I am having difficulty to understand the first line of the proof of theorem 3.22 below. (taken from a linear analysis book)
Why need to be different index, i.e. $m,n$ when multiplying the two sums? This is very basic, but I really need help for explanations.
On
The indices are different because the sums are independent from one another. If one intends to multiply the sums, then this distinction is a critical one.
Suppose that we were to multiply the summations $\sum_{n=1}^2a_n$ and $\sum_{n=1}^2b_n$ and naively failed to make this distinction. Then, we would have incorrectly
$$\begin{align} \left(\sum_{n=1}^2a_n\right)\left(\sum_{n=1}^2b_n\right)&=\sum_{n=1}^2\sum_{n=1}^2a_nb_n\\\\ &=2(a_1b_1+a_2b_2)\tag 1 \end{align}$$
However, the correct product that preserves the independence of the summation indices is given by
$$\begin{align} \left(\sum_{m=1}^2a_n\right)\left(\sum_{n=1}^2b_n\right)&=\sum_{m=1}^2\sum_{n=1}^2 a_mb_n=\sum_{m=1}^2a_m(b_1+b_2)\\\\ &=a_1b_1+a_1b_2+a_2b_1+a_2b_2 \tag 2 \end{align}$$
Evidently, $(1)$ fails to give the correct result. It has inappropriately mixed the "identities" of the terms to be multiplied and replaced those "cross terms" with an extra "inner-product" term.
On
Orthornormality refers to the basis $e_i$. When a basis is orthonormal it means the inner product between any two elements of the basis $e_i,e_j$ is $\langle e_i, e_j \rangle = \delta_{ij}$ (see kronecker delta). More generally, two vectors $u,v$ are orthogonal if $\langle u, v \rangle = 0$. The normality part comes from elements of the basis having norm $1$.
The part on algebraic properties refers simply to the bilinearity. If $u,v,w$ are vectors and $\alpha, \beta \in \mathbb{R}$, then $\langle \alpha \cdot u, v\rangle=\alpha \cdot \langle u, v \rangle = \langle u, \alpha \cdot v \rangle$ and $\langle u + v, w\rangle = \langle u, w\rangle + \langle v, w\rangle$ and $\langle u,v+w\rangle = \langle u, v\rangle+\langle u, w\rangle$.
The proof uses the fact that $\lVert v \rVert^2 = \langle v, v \rangle$ and the properties above to expand the inner product, then the orthonormality to simplify it.

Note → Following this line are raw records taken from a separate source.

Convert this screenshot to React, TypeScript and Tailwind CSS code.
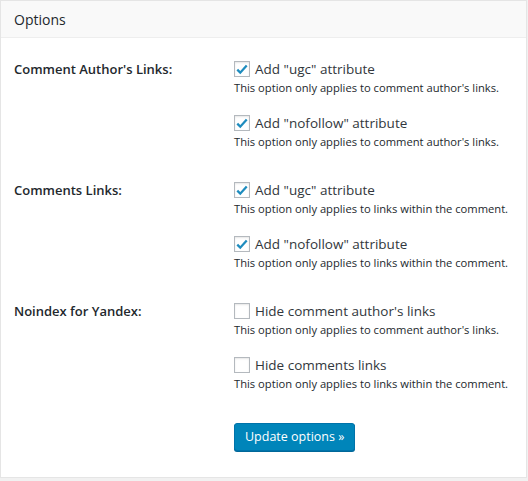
const sections = [
  {
    label: "Comment Author's Links:",
    items: [
      { text: 'Add "ugc" attribute', note: "This option only applies to comment author's links.", checked: true },
      { text: 'Add "nofollow" attribute', note: "This option only applies to comment author's links.", checked: true },
    ],
  },
  {
    label: "Comments Links:",
    items: [
      { text: 'Add "ugc" attribute', note: "This option only applies to links within the comment.", checked: true },
      { text: 'Add "nofollow" attribute', note: "This option only applies to links within the comment.", checked: true },
    ],
  },
  {
    label: "Noindex for Yandex:",
    items: [
      { text: "Hide comment author's links", note: "This option only applies to comment author's links.", checked: false },
      { text: "Hide comments links", note: "This option only applies to links within the comment.", checked: false },
    ],
  },
];

function Checkbox({ checked }: { checked: boolean }) {
  return (
    <span className="flex h-4 w-4 shrink-0 items-center justify-center border border-[#b4b9be] bg-white shadow-[inset_0_1px_2px_rgba(0,0,0,0.1)]">
      {checked && (
        <svg viewBox="0 0 16 16" className="h-[15px] w-[15px]">
          <path d="M2.6 8.2 L6 11.6 L13.4 3.4" fill="none" stroke="#1e8cbe" strokeWidth="2.6" />
        </svg>
      )}
    </span>
  );
}

export default function App() {
  return (
    <div className="h-[481px] w-[528px] bg-[#f1f1f1] font-['Open_Sans',sans-serif] text-[#23282d]">
      <div className="h-[478px] w-[527px] border border-[#e5e5e5] bg-white">
        <div className="flex h-[37px] items-center border-b border-[#eeeeee] bg-[#f9f9f9] px-[13px] text-[14px]">
          Options
        </div>
        <div className="px-[13px] pt-[21px]">
          {sections.map((section, i) => (
            <div key={section.label} className={`flex ${i > 0 ? "mt-[29px]" : ""}`}>
              <div className="w-[220px] shrink-0 text-[13px] font-semibold leading-[20px]">{section.label}</div>
              <div className="flex flex-col gap-4">
                {section.items.map((item) => (
                  <div key={item.text}>
                    <label className="flex h-5 items-center gap-[5px] whitespace-nowrap text-[13.5px] text-[#32373c]">
                      <Checkbox checked={item.checked} />
                      {item.text}
                    </label>
                    <p className="whitespace-nowrap text-[11.2px] leading-[18px] text-[#23282d]">{item.note}</p>
                  </div>
                ))}
              </div>
            </div>
          ))}
          <div className="ml-[220px] mt-[30px]">
            <button className="h-[28px] rounded-[3px] border border-[#0073aa] bg-[#0085ba] px-[10px] text-[12.5px] text-white shadow-[0_1px_0_#006799]">
              Update options »
            </button>
          </div>
        </div>
      </div>
    </div>
  );
}
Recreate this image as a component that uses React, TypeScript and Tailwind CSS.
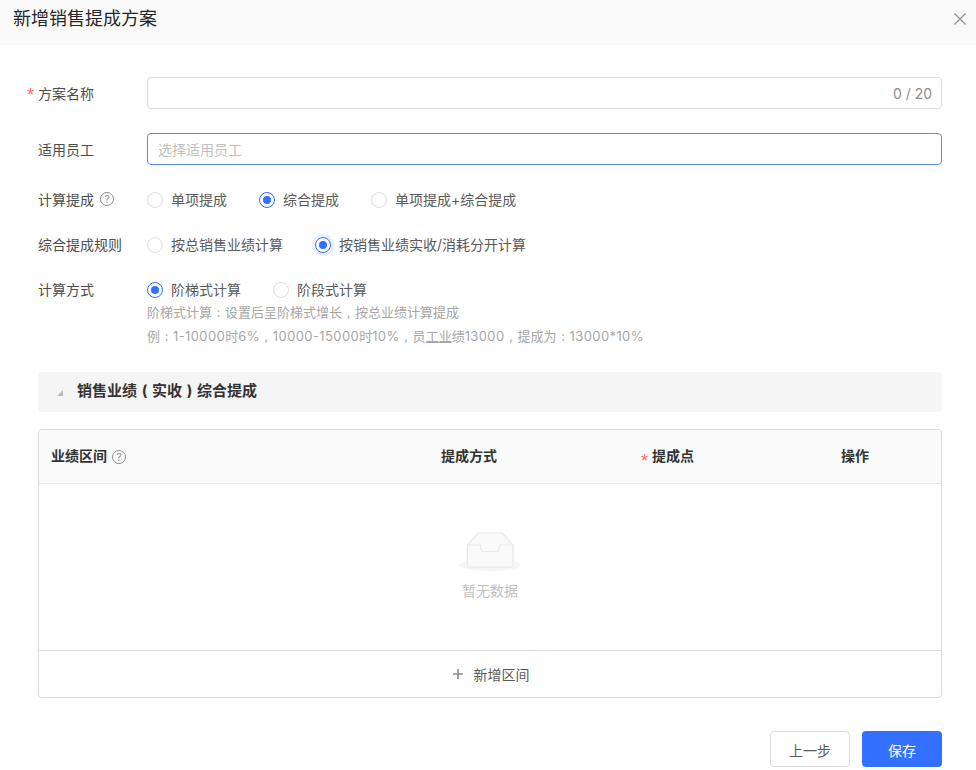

In the end, this theorem says that for orthonormal bases, you can use Pythagoras's Theorem to calculate lengths.
That's because it is notationally bad and depending on how you read it, it may even give different results. For example, consider simple vectors in $\mathbb{R}^{3}$ given by $v=a_{1}e_{1}+a_{2}e_{2}+a_{3}e_{3}=\sum_{n=1}^{3}a_{n}e_{n}$. Then if we use same index, \begin{equation} \begin{aligned} ||v||^{2}&=\left(\sum_{n=1}^{3}a_{n}e_{n},\sum_{n=1}^{3}a_{n}e_{n}\right)\\ &=\sum_{n=1}^{3}\sum_{n=1}^{3}a_{n}\bar{a}_{n}(e_{n},e_{n})\\ &=\sum_{n=1}^{3}(a_{1}\bar{a}_{1}(e_{1},e_{1})+a_{2}\bar{a}_{2}(e_{2},e_{2})+a_{3}\bar{a}_{3}(e_{3},e_{3})) \end{aligned} \end{equation} which clearly does not make sense because we have extra summation. Even if you remove the extra summation, we get \begin{equation} \begin{aligned} ||v||^{2}&=\left(\sum_{n=1}^{3}a_{n}e_{n},\sum_{n=1}^{3}a_{n}e_{n}\right)\\ &=\sum_{n=1}^{3}\sum_{n=1}^{3}a_{n}\bar{a}_{n}(e_{n},e_{n})\\ &=a_{1}\bar{a}_{1}(e_{1},e_{1})+a_{2}\bar{a}_{2}(e_{2},e_{2})+a_{3}\bar{a}_{3}(e_{3},e_{3}) \end{aligned} \end{equation} which is notationally "looks" fine but wrong, because inner product should hold for any basis, not just orthonormal basis. The different indices allow us to use the power of good notations correctly.